AFL évalue également une nouvelle option. «Nous envisageons de modifier nos contrats avec les nouveaux représentants afin de leur imposer l’obligation de transférer leurs portefeuilles vers leur nouvelle agence s’ils nous quittent ou de nous vendre leur book lorsqu’ils prendront leur retraite», dévoile-t-il à Finance et Investissement.

En fait, tant Adrien Legault que Yan Charbonneau se réjouissent de la nouveauté relative de leur cabinet. «Dans les agences plus jeunes, le problème est moins sérieux, car il n’y a pas beaucoup d’anciens représentants qui ont des droits acquis découlant des anciens contrats», observe Adrien Legault. En effet, les anciens contrats pouvaient même prévoir le versement des commissions aux héritiers du représentant, d’où un fort incitatif pour un représentant inactif de conserver son portefeuille.

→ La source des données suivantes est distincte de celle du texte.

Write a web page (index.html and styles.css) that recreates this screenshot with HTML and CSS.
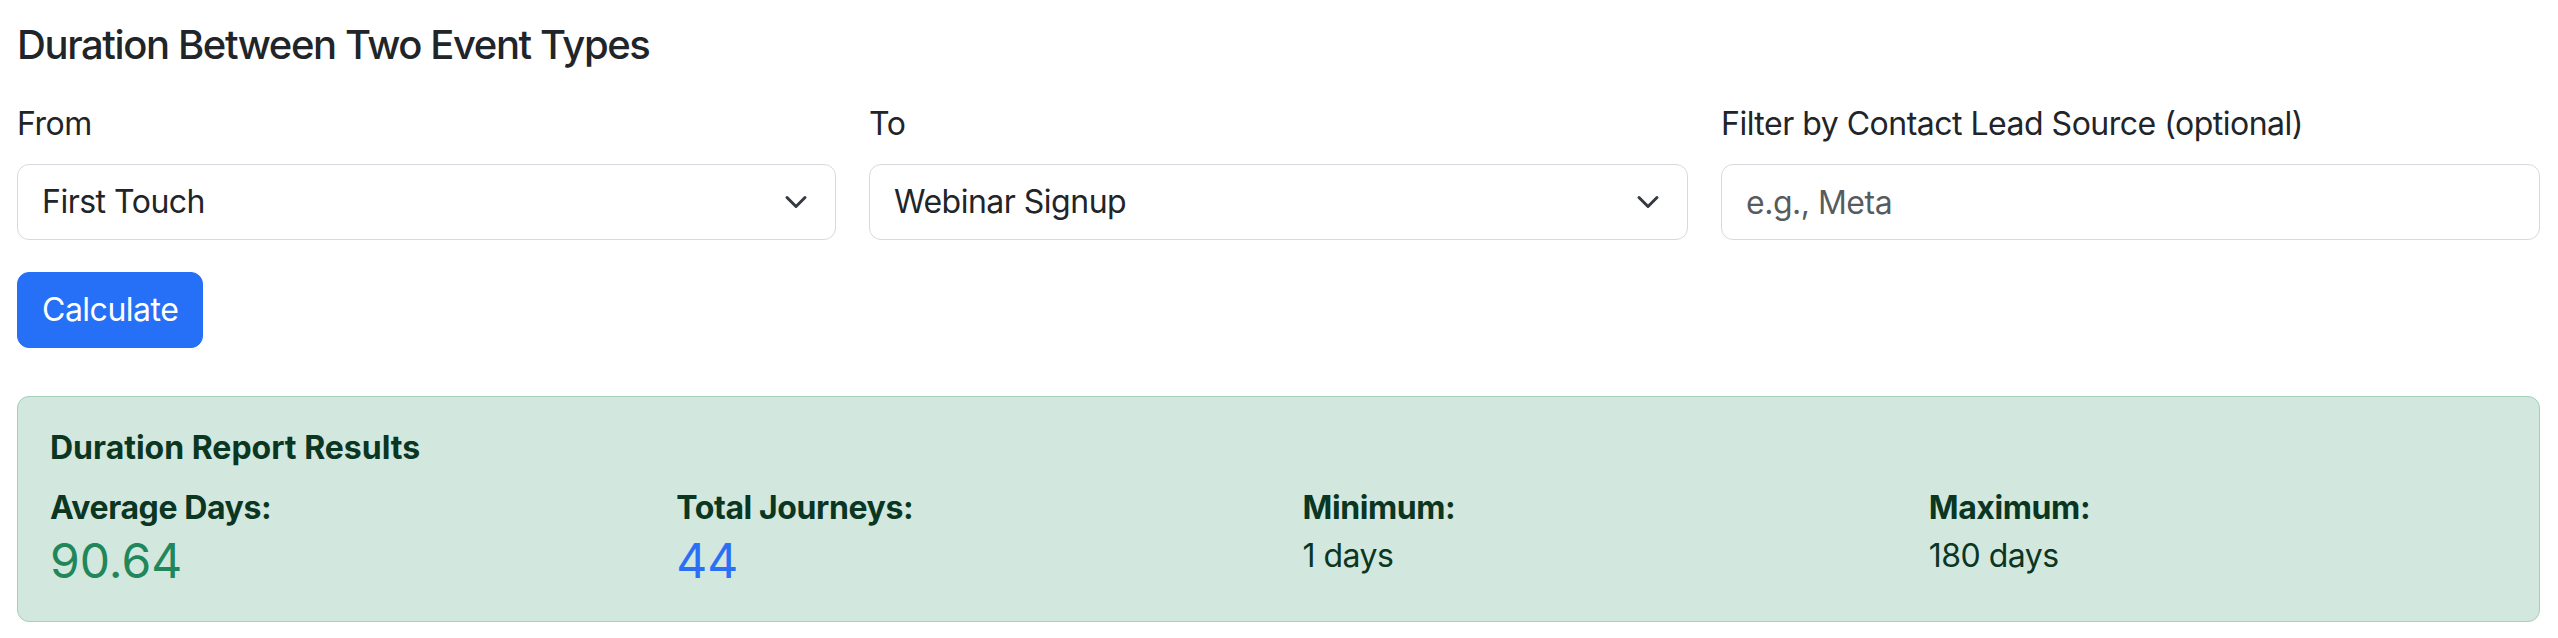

La balle dans le camp des assureurs ?

Yan Charbonneau souhaiterait néanmoins un petit coup de main de certains assureurs. Il souligne cependant la bonne volonté de certains d’entre eux. «Certains assureurs acceptent que les clients les appellent directement et ils effectuent certaines tâches administratives comme les changements d’adresse ou de comptes bancaires. Cela nous aide énormément», reconnaît-il.

«Cependant, d’autres assureurs repassent ces tâches aux conseillers. Si le conseiller est parti, ça retombe sur les agents.» Il y va également d’une suggestion. Il aimerait que les assureurs prennent la décision d’interdire à des représentants inactifs de toucher une rémunération. Cela aurait pour effet, selon Yan Charbonneau, d’inciter les conseillers inactifs à vendre leur portefeuille.